Aben Susón wird gefesselt
Die Musik vom Komponisten Alberto Carretero ist hochinteressant und erinnert manchmal etwas an Lachenmann. So beginnt es gleich mit sehr viel Elektronik, ebenfalls aus Carreteros Feder. Aber das Interessante ist, dass sich die Stimme wie eine zweite Haut seiner Poesie total vereinigt mit dem Orchsterklang aus der großen, in einer bisweilen fast mythisch klingenden Tonalität, manchmal dezidiert langsam.
Dann aber gibt es auch dramatische Ausbrüche, insbesondere bei der Inquisition, die auf Aben Susón niedergeht, der schließlich auch musikalisch dramatisch auf dem Scheiterhaufen zu Tode kommt.
Die Inquisition über Aben Suson
Nacho de Paz dirigiert das Real Orchesta Sinfónica de Sevilla mit hervorragendem Einfühlungsvermögen bezüglich der Sänger und der szenischen Entwicklung. Der Chor des Teatro de la Maestranza spielte die Juden ebenso eindrucksvoll wie die Inquisition.
Daisy Press aus New York als Bella Susona
Die hervorragende Sopranistin Daisy Press aus New York begeisterte durch enorme Intensität sowohl in ihrer Darstellung wie auch in der Facettierung ihres klangvollen Soprans. Sie war die zentrale Figur des Abends! Ihr Vater, der alte Rabbi Aben Susón, wurde vom Bass Luis Casino verkörpert, der große Ruhe und Führerschaft ausstrahlte.
Pulgar mit Sor Gregoria
Der Noble Guzman aus der Gesellschaft von Sevilla war der beeindruckende Spinto-Tenor José Luis Sola, der starke Akzente setzte.
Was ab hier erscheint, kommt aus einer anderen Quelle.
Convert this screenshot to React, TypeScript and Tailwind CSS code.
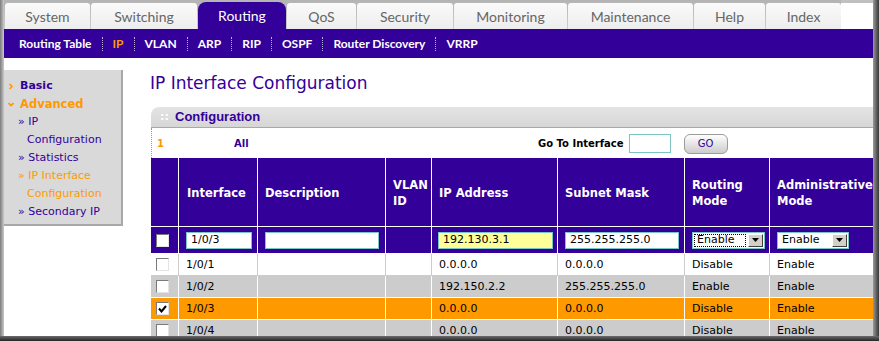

Der Chronist und Schriftsteller Pulgar, interpretiert von Federico Fioro, in Wien geboren, brachte einen interessanten Countertenor mit viel Lyrik und Wohlklang in das Geschehen ein.
Susona stirbt
Marina Pardo als Sor Gregoria mit ihrem klangvollen Mezzo wie Andrés Merino als staatlicher Assistent von Sevilla, an den Guzman Susona und die Juden verrät, sind sehr gute Besetzungen. Man merkte auch enorme Probenqualität. Alles passte sehr gut zusammen und bescherte dem Stück einen großen Erfolg, auch beim Premierenpublikum. Ein denkwürdiger Abend, ebenso wie die Reprise!